Set out your policies clearly and firmly, without sounding aggressive, and ensure that your shipping charges are seen to be fair. Just because you live ten miles from your nearest post office is not an excuse to inflate your rates to account for vehicle running costs, for example.


If you're serious about selling, you have to offer Paypal as a payment method. There's no getting away from it and it's essential for receiving payments from buyers overseas. The protection and convenience it offers buyers means you really need to offer it as your main form of payment.


Customers expect to be kept informed, every step of the way, and this means taking some time to learn how Ebay and Paypal interact with the buyer, and how you can customise the messages that buyers receive.

If a customer emails you with a question, answer them politely and promptly, and remember that other buyers will be looking at your replies.


When packing your filofax, you have the opportunity to show, through attention to detail, a level of service that simply cannot be matched by big retailers, who may use less than adequate packaging. Since filofax buyers will invariably be checking your feedback, to see how previous buyers have rated your packing skills, you can remove their doubts by describing how you pack your items, in detail, to show your customers what a great service they can expect from you.

With particular regard to "empty" binders, you will need to pack between the covers, so that the rings cannot be crushed. Check the postal weight bands and then pack up to the maximum weight for a chosen band without fear of additional charges.  I've always found it surprising that Filofax, who are no doubt keen to ensure that ring mechanisms leave the factory undamaged, seem to be unaware that the way to prevent "ring issues" developing in transit is to realise that two packing pieces added to the paper "fill", sufficient to make the total "stack height" greater than the ring diameter, will almost guarantee complete protection.

I've had some experience behind the scenes with Royal Mail, here in the UK, and I can assure you that parcels do not get a "magic carpet" ride.  Demonstrate to bidders that you know how to get their purchase to their door in one piece and they will bid more.


Don't fall down at the last hurdle. Pay attention to the requested delivery method, the postal charge, the buyer's address, the customs label, and so on.

Consider having some scales at home, so you can weigh your parcel and attach the correct value of stamps or print out a pre-paid shipping label, saving you valuable time in the post office.  The world is full of Ebay sellers who guess, and guess wrong, resulting in confusion for themselves and their customers.

If you do find that you are becoming a small business, enquire about possible shipping discounts in your own country. Here in the UK, for example, the discounts I received when I sold in volume were substantial.


Feedback is one of the reasons behind the success of ebay and buyers value it as a means by which they can judge sellers before parting with their cash. Try to build up some feedback through some purchases if you can, before selling your filofax.

My advice is to always include a thank you note with the shipped item, together with a respectful request for positive feedback or the chance to rectify any problem if the customer is less than delighted with either the item or the service they have received.

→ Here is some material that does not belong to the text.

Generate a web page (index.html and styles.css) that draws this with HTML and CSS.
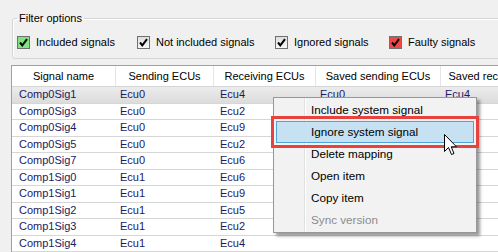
FILE: index.html
```html
<!DOCTYPE html>
<html lang="en">

<head>
    <meta charset="UTF-8">
    <meta name="viewport" content="width=device-width, initial-scale=1.0">
    <title>Signal Mapping</title>
    <link rel="stylesheet" href="styles.css">
</head>

<body>
    <div class="window">
        <fieldset class="filter-box">
            <legend>Filter options</legend>
            <div class="filter-list">
                <label class="filter-item">
                    <span class="check check-green"><svg viewBox="0 0 11 11"><path d="M2 5.5 L4.3 8.3 L9 2.2"/></svg></span>
                    Included signals
                </label>
                <label class="filter-item">
                    <span class="check"><svg viewBox="0 0 11 11"><path d="M2 5.5 L4.3 8.3 L9 2.2"/></svg></span>
                    Not included signals
                </label>
                <label class="filter-item">
                    <span class="check"><svg viewBox="0 0 11 11"><path d="M2 5.5 L4.3 8.3 L9 2.2"/></svg></span>
                    Ignored signals
                </label>
                <label class="filter-item">
                    <span class="check check-red"><svg viewBox="0 0 11 11"><path d="M2 5.5 L4.3 8.3 L9 2.2"/></svg></span>
                    Faulty signals
                </label>
            </div>
        </fieldset>

        <div class="signal-list">
            <div class="list-header">
                <div>Signal name</div>
                <div>Sending ECUs</div>
                <div>Receiving ECUs</div>
                <div>Saved sending ECUs</div>
                <div>Saved receiving ECUs</div>
            </div>
            <div class="list-row selected">
                <div>Comp0Sig1</div><div>Ecu0</div><div>Ecu4</div><div>Ecu0</div><div>Ecu4</div>
            </div>
            <div class="list-row">
                <div>Comp0Sig3</div><div>Ecu0</div><div>Ecu2</div><div></div><div></div>
            </div>
            <div class="list-row">
                <div>Comp0Sig4</div><div>Ecu0</div><div>Ecu9</div><div></div><div></div>
            </div>
            <div class="list-row">
                <div>Comp0Sig5</div><div>Ecu0</div><div>Ecu2</div><div></div><div></div>
            </div>
            <div class="list-row">
                <div>Comp0Sig7</div><div>Ecu0</div><div>Ecu6</div><div></div><div></div>
            </div>
            <div class="list-row">
                <div>Comp1Sig0</div><div>Ecu1</div><div>Ecu6</div><div></div><div></div>
            </div>
            <div class="list-row">
                <div>Comp1Sig1</div><div>Ecu1</div><div>Ecu9</div><div></div><div></div>
            </div>
            <div class="list-row">
                <div>Comp1Sig2</div><div>Ecu1</div><div>Ecu5</div><div></div><div></div>
            </div>
            <div class="list-row">
                <div>Comp1Sig3</div><div>Ecu1</div><div>Ecu2</div><div></div><div></div>
            </div>
            <div class="list-row">
                <div>Comp1Sig4</div><div>Ecu1</div><div>Ecu4</div><div></div><div></div>
            </div>
        </div>
    </div>

    <!-- right-click menu over the list -->
    <ul class="context-menu">
        <li>Include system signal</li>
        <li class="active">Ignore system signal</li>
        <li>Delete mapping</li>
        <li>Open item</li>
        <li>Copy item</li>
        <li class="disabled">Sync version</li>
    </ul>

    <svg class="cursor" width="13" height="22" viewBox="0 0 13 22">
        <path d="M0.5 0.5 V17.5 L4.5 13.5 L7.5 20.5 L10 19.5 L7.2 12.8 H12.5 Z" fill="#fff" stroke="#000" stroke-width="1" stroke-linejoin="miter"/>
    </svg>
</body>

</html>
```

FILE: styles.css
```css
html,
body {
    margin: 0;
    overflow: hidden;
}

body {
    position: relative;
    width: 498px;
    height: 252px;
    background-color: #f0f0f0;
    font-family: "Liberation Sans", Arial, sans-serif;
    font-size: 11px;
    color: #000;
}

.window {
    padding: 11px 0 0 11px;
}

.filter-box {
    width: 540px;
    min-width: 0;
    margin: 0 0 6px 1px;
    padding: 10px 0 9px 4px;
    border: 1px solid #d5d5d5;
    border-radius: 3px;
    box-shadow: inset 1px 1px 0 #fff;
}

.filter-box legend {
    padding: 0 2px;
    line-height: 14px;
}

.filter-list {
    display: grid;
    grid-template-columns: 120px 138px 114px auto;
}

.filter-item {
    display: flex;
    align-items: center;
    line-height: 14px;
}

.check {
    display: inline-flex;
    align-items: center;
    justify-content: center;
    box-sizing: border-box;
    width: 13px;
    height: 13px;
    margin-right: 6px;
    border: 1px solid #707070;
    background: linear-gradient(#dedede, #f8f8f8);
}

.check svg {
    width: 11px;
    height: 11px;
}

.check path {
    fill: none;
    stroke: #000;
    stroke-width: 2;
}

.check-green {
    background: #80e280;
}

.check-red {
    background: #f04646;
}

.signal-list {
    width: 600px;
    border: 1px solid #a0a0a0;
    border-right: none;
    background-color: white;
}

.list-header,
.list-row {
    display: grid;
    grid-template-columns: 104px 98px 102px 125px 126px;
}

.list-header {
    height: 21px;
    box-sizing: border-box;
    border-bottom: 1px solid #d5d5d5;
}

.list-header div {
    line-height: 20px;
    text-align: center;
    white-space: nowrap;
    overflow: hidden;
    border-right: 1px solid #e5e5e5;
}

.list-row {
    height: 16.5px;
    box-sizing: border-box;
    align-items: center;
    border-bottom: 1px solid #d6d6d6;
    color: #1a1a62;
}

.list-row div {
    padding-left: 4px;
    line-height: 15px;
}

.list-row div:first-child {
    padding-left: 7px;
}

.list-row div:nth-child(3) {
    padding-left: 6px;
}

.list-row.selected {
    background: linear-gradient(#ececec, #dcdcdc);
}

.context-menu {
    position: absolute;
    left: 273px;
    top: 97px;
    width: 204px;
    height: 136px;
    box-sizing: border-box;
    margin: 0;
    padding: 1px 2px;
    list-style: none;
    border: 1px solid #979797;
    background:
        linear-gradient(to right, transparent 30px, #e0e0e0 30px, #e0e0e0 31px, #fff 31px, #fff 32px, transparent 32px),
        #f2f2f2;
    box-shadow: 3px 3px 3px rgba(0, 0, 0, 0.4);
    font-size: 11.7px;
}

.context-menu li {
    height: 22px;
    box-sizing: border-box;
    padding-left: 34px;
    line-height: 20px;
    border: 1px solid transparent;
}

.context-menu li.active {
    border-color: #4fa3d8;
    background-color: #c6e1f1;
    outline: 3px solid #e8423f;
    outline-offset: 2px;
}

.context-menu li.disabled {
    color: #8c8c8c;
}

.cursor {
    position: absolute;
    left: 444px;
    top: 134px;
}
```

It has to be said, doesn't it?  Certainly in the UK, if you are selling an item that you originally bought for personal use, then there is no income tax to pay, even if your item sells for more than the price you originally paid.

But, if you are selling an item that you purchased with the intention to sell on for a profit, income tax is due and you must contact those nice people at Her Majesty's Revenue and Customs to declare your intent.

HMRC do work with Ebay to help "encourage" Ebay sellers to do the right thing, so make sure you seek advice if you are indeed on a mission to satisfy as many filofax buyers as humanly possible.

Other country's tax affairs, and consequential penalties for transgressors, are available. 


I'll be posting more Ebay tips and maybe a video or two over the next few weeks but, for now, thank you for reading my post.